» Entries with page source code:
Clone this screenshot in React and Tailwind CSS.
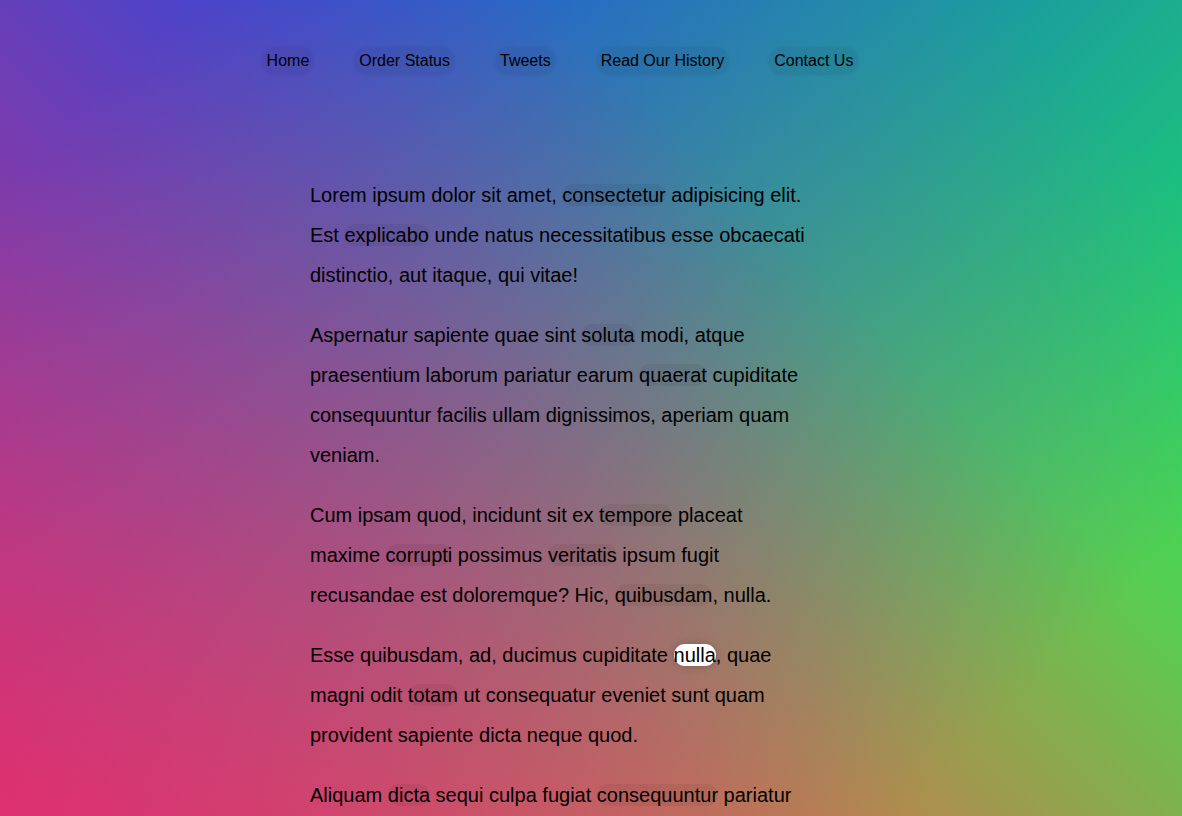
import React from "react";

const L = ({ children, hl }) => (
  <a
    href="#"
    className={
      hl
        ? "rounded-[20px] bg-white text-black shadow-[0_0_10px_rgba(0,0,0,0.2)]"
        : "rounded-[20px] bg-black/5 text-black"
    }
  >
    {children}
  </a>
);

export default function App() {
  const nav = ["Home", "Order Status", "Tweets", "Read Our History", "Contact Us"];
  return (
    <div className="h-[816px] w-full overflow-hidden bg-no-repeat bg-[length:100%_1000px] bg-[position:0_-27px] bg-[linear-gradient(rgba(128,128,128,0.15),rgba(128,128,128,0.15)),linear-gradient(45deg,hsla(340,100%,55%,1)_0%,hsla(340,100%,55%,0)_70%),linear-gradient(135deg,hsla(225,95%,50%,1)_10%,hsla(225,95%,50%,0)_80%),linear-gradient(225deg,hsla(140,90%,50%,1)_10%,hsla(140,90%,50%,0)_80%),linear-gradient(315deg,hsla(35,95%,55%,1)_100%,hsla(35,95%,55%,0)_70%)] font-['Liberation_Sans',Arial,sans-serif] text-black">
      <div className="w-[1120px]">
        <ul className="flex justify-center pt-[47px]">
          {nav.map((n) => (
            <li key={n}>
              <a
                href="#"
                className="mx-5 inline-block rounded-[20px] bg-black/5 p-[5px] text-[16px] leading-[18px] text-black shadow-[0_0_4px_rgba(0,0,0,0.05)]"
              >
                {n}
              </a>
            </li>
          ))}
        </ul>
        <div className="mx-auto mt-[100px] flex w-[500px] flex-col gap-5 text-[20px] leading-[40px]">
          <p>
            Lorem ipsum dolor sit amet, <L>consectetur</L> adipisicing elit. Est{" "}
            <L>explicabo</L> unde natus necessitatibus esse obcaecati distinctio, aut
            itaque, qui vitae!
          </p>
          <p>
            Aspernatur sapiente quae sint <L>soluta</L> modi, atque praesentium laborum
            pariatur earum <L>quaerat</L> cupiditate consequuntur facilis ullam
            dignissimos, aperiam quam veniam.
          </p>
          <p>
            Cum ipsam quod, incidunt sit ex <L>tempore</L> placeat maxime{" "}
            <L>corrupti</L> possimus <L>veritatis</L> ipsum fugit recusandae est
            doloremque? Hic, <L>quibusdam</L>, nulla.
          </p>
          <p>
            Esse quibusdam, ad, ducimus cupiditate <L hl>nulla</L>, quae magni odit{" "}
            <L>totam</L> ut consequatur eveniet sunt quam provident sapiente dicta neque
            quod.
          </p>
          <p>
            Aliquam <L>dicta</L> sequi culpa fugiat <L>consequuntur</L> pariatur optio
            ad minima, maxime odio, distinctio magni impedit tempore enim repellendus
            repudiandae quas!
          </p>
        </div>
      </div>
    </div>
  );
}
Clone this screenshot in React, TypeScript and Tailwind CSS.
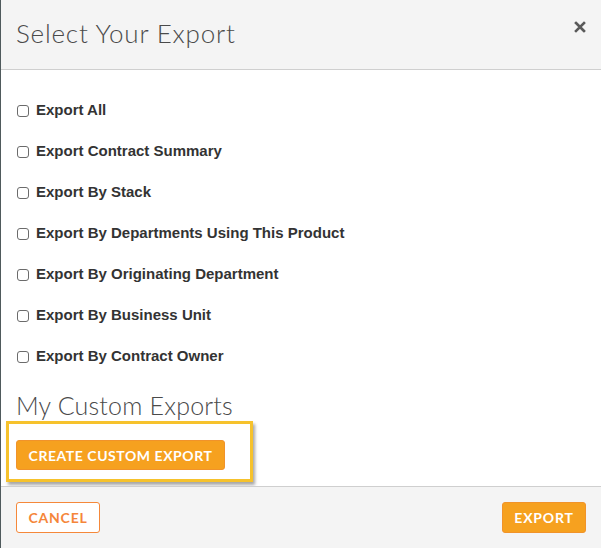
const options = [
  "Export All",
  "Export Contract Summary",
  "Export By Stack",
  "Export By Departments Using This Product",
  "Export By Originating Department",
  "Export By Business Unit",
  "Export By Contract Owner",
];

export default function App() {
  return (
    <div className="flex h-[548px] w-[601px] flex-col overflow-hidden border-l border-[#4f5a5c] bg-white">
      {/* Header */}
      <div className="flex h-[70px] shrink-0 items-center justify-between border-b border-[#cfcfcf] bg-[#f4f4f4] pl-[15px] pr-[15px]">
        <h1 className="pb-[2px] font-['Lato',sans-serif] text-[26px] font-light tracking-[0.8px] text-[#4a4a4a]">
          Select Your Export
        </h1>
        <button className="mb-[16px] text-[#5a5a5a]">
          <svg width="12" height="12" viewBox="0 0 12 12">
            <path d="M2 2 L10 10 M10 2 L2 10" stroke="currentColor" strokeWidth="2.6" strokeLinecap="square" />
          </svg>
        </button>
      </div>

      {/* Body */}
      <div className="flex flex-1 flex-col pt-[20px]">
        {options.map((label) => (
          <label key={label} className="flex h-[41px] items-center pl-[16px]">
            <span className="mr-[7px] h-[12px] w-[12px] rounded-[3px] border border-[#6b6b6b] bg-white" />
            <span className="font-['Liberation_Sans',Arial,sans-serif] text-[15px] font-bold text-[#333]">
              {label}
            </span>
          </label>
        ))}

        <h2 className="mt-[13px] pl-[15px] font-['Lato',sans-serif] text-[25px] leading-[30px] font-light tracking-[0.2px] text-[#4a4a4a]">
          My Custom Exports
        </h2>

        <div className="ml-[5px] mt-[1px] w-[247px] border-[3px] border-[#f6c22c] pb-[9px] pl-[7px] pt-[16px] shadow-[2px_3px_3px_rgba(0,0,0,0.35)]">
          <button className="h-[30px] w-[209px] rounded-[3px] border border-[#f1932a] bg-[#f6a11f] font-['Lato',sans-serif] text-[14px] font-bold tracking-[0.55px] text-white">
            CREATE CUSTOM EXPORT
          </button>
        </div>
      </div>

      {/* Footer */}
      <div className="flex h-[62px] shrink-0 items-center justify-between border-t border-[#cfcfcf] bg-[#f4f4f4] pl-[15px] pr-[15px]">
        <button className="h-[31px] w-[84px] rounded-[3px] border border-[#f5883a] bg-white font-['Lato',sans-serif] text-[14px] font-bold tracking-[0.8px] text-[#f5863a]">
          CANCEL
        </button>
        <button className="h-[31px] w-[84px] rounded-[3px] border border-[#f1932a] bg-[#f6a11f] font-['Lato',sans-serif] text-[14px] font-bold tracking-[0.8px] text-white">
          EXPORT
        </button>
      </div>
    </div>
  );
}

» JOB: Exclude the images and reproduce the remaining data exactly.

» FULL ANSWER:
Clone this screenshot in React and Tailwind CSS.
import React from "react";

const L = ({ children, hl }) => (
  <a
    href="#"
    className={
      hl
        ? "rounded-[20px] bg-white text-black shadow-[0_0_10px_rgba(0,0,0,0.2)]"
        : "rounded-[20px] bg-black/5 text-black"
    }
  >
    {children}
  </a>
);

export default function App() {
  const nav = ["Home", "Order Status", "Tweets", "Read Our History", "Contact Us"];
  return (
    <div className="h-[816px] w-full overflow-hidden bg-no-repeat bg-[length:100%_1000px] bg-[position:0_-27px] bg-[linear-gradient(rgba(128,128,128,0.15),rgba(128,128,128,0.15)),linear-gradient(45deg,hsla(340,100%,55%,1)_0%,hsla(340,100%,55%,0)_70%),linear-gradient(135deg,hsla(225,95%,50%,1)_10%,hsla(225,95%,50%,0)_80%),linear-gradient(225deg,hsla(140,90%,50%,1)_10%,hsla(140,90%,50%,0)_80%),linear-gradient(315deg,hsla(35,95%,55%,1)_100%,hsla(35,95%,55%,0)_70%)] font-['Liberation_Sans',Arial,sans-serif] text-black">
      <div className="w-[1120px]">
        <ul className="flex justify-center pt-[47px]">
          {nav.map((n) => (
            <li key={n}>
              <a
                href="#"
                className="mx-5 inline-block rounded-[20px] bg-black/5 p-[5px] text-[16px] leading-[18px] text-black shadow-[0_0_4px_rgba(0,0,0,0.05)]"
              >
                {n}
              </a>
            </li>
          ))}
        </ul>
        <div className="mx-auto mt-[100px] flex w-[500px] flex-col gap-5 text-[20px] leading-[40px]">
          <p>
            Lorem ipsum dolor sit amet, <L>consectetur</L> adipisicing elit. Est{" "}
            <L>explicabo</L> unde natus necessitatibus esse obcaecati distinctio, aut
            itaque, qui vitae!
          </p>
          <p>
            Aspernatur sapiente quae sint <L>soluta</L> modi, atque praesentium laborum
            pariatur earum <L>quaerat</L> cupiditate consequuntur facilis ullam
            dignissimos, aperiam quam veniam.
          </p>
          <p>
            Cum ipsam quod, incidunt sit ex <L>tempore</L> placeat maxime{" "}
            <L>corrupti</L> possimus <L>veritatis</L> ipsum fugit recusandae est
            doloremque? Hic, <L>quibusdam</L>, nulla.
          </p>
          <p>
            Esse quibusdam, ad, ducimus cupiditate <L hl>nulla</L>, quae magni odit{" "}
            <L>totam</L> ut consequatur eveniet sunt quam provident sapiente dicta neque
            quod.
          </p>
          <p>
            Aliquam <L>dicta</L> sequi culpa fugiat <L>consequuntur</L> pariatur optio
            ad minima, maxime odio, distinctio magni impedit tempore enim repellendus
            repudiandae quas!
          </p>
        </div>
      </div>
    </div>
  );
}
Clone this screenshot in React, TypeScript and Tailwind CSS.
const options = [
  "Export All",
  "Export Contract Summary",
  "Export By Stack",
  "Export By Departments Using This Product",
  "Export By Originating Department",
  "Export By Business Unit",
  "Export By Contract Owner",
];

export default function App() {
  return (
    <div className="flex h-[548px] w-[601px] flex-col overflow-hidden border-l border-[#4f5a5c] bg-white">
      {/* Header */}
      <div className="flex h-[70px] shrink-0 items-center justify-between border-b border-[#cfcfcf] bg-[#f4f4f4] pl-[15px] pr-[15px]">
        <h1 className="pb-[2px] font-['Lato',sans-serif] text-[26px] font-light tracking-[0.8px] text-[#4a4a4a]">
          Select Your Export
        </h1>
        <button className="mb-[16px] text-[#5a5a5a]">
          <svg width="12" height="12" viewBox="0 0 12 12">
            <path d="M2 2 L10 10 M10 2 L2 10" stroke="currentColor" strokeWidth="2.6" strokeLinecap="square" />
          </svg>
        </button>
      </div>

      {/* Body */}
      <div className="flex flex-1 flex-col pt-[20px]">
        {options.map((label) => (
          <label key={label} className="flex h-[41px] items-center pl-[16px]">
            <span className="mr-[7px] h-[12px] w-[12px] rounded-[3px] border border-[#6b6b6b] bg-white" />
            <span className="font-['Liberation_Sans',Arial,sans-serif] text-[15px] font-bold text-[#333]">
              {label}
            </span>
          </label>
        ))}

        <h2 className="mt-[13px] pl-[15px] font-['Lato',sans-serif] text-[25px] leading-[30px] font-light tracking-[0.2px] text-[#4a4a4a]">
          My Custom Exports
        </h2>

        <div className="ml-[5px] mt-[1px] w-[247px] border-[3px] border-[#f6c22c] pb-[9px] pl-[7px] pt-[16px] shadow-[2px_3px_3px_rgba(0,0,0,0.35)]">
          <button className="h-[30px] w-[209px] rounded-[3px] border border-[#f1932a] bg-[#f6a11f] font-['Lato',sans-serif] text-[14px] font-bold tracking-[0.55px] text-white">
            CREATE CUSTOM EXPORT
          </button>
        </div>
      </div>

      {/* Footer */}
      <div className="flex h-[62px] shrink-0 items-center justify-between border-t border-[#cfcfcf] bg-[#f4f4f4] pl-[15px] pr-[15px]">
        <button className="h-[31px] w-[84px] rounded-[3px] border border-[#f5883a] bg-white font-['Lato',sans-serif] text-[14px] font-bold tracking-[0.8px] text-[#f5863a]">
          CANCEL
        </button>
        <button className="h-[31px] w-[84px] rounded-[3px] border border-[#f1932a] bg-[#f6a11f] font-['Lato',sans-serif] text-[14px] font-bold tracking-[0.8px] text-white">
          EXPORT
        </button>
      </div>
    </div>
  );
}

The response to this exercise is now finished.